**Data block:**
------------------------------------------------------------

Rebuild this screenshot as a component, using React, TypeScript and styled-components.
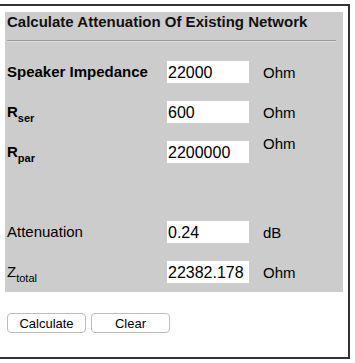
import React from "react";
import styled, { createGlobalStyle } from "styled-components";

interface FieldRow {
  label: string;
  sub?: string;
  bold?: boolean;
  value?: string;
  unit?: string;
  unitTop?: boolean;
}

const rows: FieldRow[] = [
  { label: "Speaker Impedance", bold: true, value: "22000", unit: "Ohm" },
  { label: "R", sub: "ser", bold: true, value: "600", unit: "Ohm" },
  { label: "R", sub: "par", bold: true, value: "2200000", unit: "Ohm", unitTop: true },
  { label: "" },
  { label: "Attenuation", value: "0.24", unit: "dB" },
  { label: "Z", sub: "total", value: "22382.178", unit: "Ohm" },
];

const App: React.FC = () => {
  return (
    <>
      <GlobalStyle />
      <Frame>
        <Panel>
          <Heading>Calculate Attenuation Of Existing Network</Heading>
          <Rule />
          <Rows>
            {rows.map((r, i) => (
              <Row key={i}>
                <Label $bold={!!r.bold}>
                  {r.label}
                  {r.sub && <Sub>{r.sub}</Sub>}
                </Label>
                {r.value !== undefined ? <Field defaultValue={r.value} /> : <span />}
                {r.unit ? <Unit $top={!!r.unitTop}>{r.unit}</Unit> : <span />}
              </Row>
            ))}
          </Rows>
        </Panel>
        <Buttons>
          <Button type="button">Calculate</Button>
          <Button type="button">Clear</Button>
        </Buttons>
      </Frame>
    </>
  );
};

export default App;

// ===== styled-components =====

const GlobalStyle = createGlobalStyle`
  body {
    margin: 0;
    background: #fff;
    overflow: hidden;
    font-family: "Liberation Sans", Arial, Helvetica, sans-serif;
    color: #000;
  }
`;

const Frame = styled.div`
  box-sizing: border-box;
  width: 352px;
  height: 355px;
  margin: 4px 0 0 -2px;
  border: 2px solid #333;
  padding: 6px 5px 0 5px;
`;

const Panel = styled.div`
  background: #cccccc;
  padding: 1px 7px 9px 2px;
`;

const Heading = styled.h3`
  margin: 0;
  font-size: 15px;
  line-height: 17px;
  font-weight: 700;
  color: #111;
`;

const Rule = styled.div`
  margin-top: 10px;
  height: 0;
  border-top: 1px solid #999;
  border-bottom: 1px solid #ddd;
`;

const Rows = styled.div`
  display: flex;
  flex-direction: column;
  gap: 18px;
  margin-top: 19px;
`;

const Row = styled.div`
  display: grid;
  grid-template-columns: 146px 82px auto;
  column-gap: 14px;
  align-items: center;
  height: 22px;
`;

const Label = styled.div<{ $bold: boolean }>`
  font-size: 15px;
  line-height: 17px;
  margin-top: -2px;
  font-weight: ${(p) => (p.$bold ? 700 : 400)};
  white-space: nowrap;
`;

const Sub = styled.sub`
  font-size: 11px;
  line-height: 0;
  vertical-align: -5px;
`;

const Field = styled.input`
  box-sizing: border-box;
  width: 82px;
  height: 22px;
  margin: 0;
  padding: 1px 1px 0;
  border: none;
  outline: none;
  background: #fff;
  font-family: "Liberation Sans", Arial, Helvetica, sans-serif;
  font-size: 16px;
  color: #000;
`;

const Unit = styled.div<{ $top: boolean }>`
  font-size: 15px;
  line-height: 17px;
  align-self: ${(p) => (p.$top ? "start" : "center")};
  margin-top: ${(p) => (p.$top ? "-6px" : "0")};
`;

const Buttons = styled.div`
  display: flex;
  gap: 5px;
  margin: 21px 0 0 2px;
`;

const Button = styled.button`
  box-sizing: border-box;
  width: 79px;
  height: 20px;
  padding: 0;
  background: #fff;
  border: 1px solid #bdbdbd;
  border-radius: 4px;
  font-family: "Liberation Sans", Arial, Helvetica, sans-serif;
  font-size: 13px;
  color: #000;
`;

------------------------------------------------------------

**Aim of the exercise:**
Reproduce the material above from its first line through the line containing "export default App;", both ends included, and skip every picture.

**Task answer:**
Rebuild this screenshot as a component, using React, TypeScript and styled-components.
import React from "react";
import styled, { createGlobalStyle } from "styled-components";

interface FieldRow {
  label: string;
  sub?: string;
  bold?: boolean;
  value?: string;
  unit?: string;
  unitTop?: boolean;
}

const rows: FieldRow[] = [
  { label: "Speaker Impedance", bold: true, value: "22000", unit: "Ohm" },
  { label: "R", sub: "ser", bold: true, value: "600", unit: "Ohm" },
  { label: "R", sub: "par", bold: true, value: "2200000", unit: "Ohm", unitTop: true },
  { label: "" },
  { label: "Attenuation", value: "0.24", unit: "dB" },
  { label: "Z", sub: "total", value: "22382.178", unit: "Ohm" },
];

const App: React.FC = () => {
  return (
    <>
      <GlobalStyle />
      <Frame>
        <Panel>
          <Heading>Calculate Attenuation Of Existing Network</Heading>
          <Rule />
          <Rows>
            {rows.map((r, i) => (
              <Row key={i}>
                <Label $bold={!!r.bold}>
                  {r.label}
                  {r.sub && <Sub>{r.sub}</Sub>}
                </Label>
                {r.value !== undefined ? <Field defaultValue={r.value} /> : <span />}
                {r.unit ? <Unit $top={!!r.unitTop}>{r.unit}</Unit> : <span />}
              </Row>
            ))}
          </Rows>
        </Panel>
        <Buttons>
          <Button type="button">Calculate</Button>
          <Button type="button">Clear</Button>
        </Buttons>
      </Frame>
    </>
  );
};

export default App;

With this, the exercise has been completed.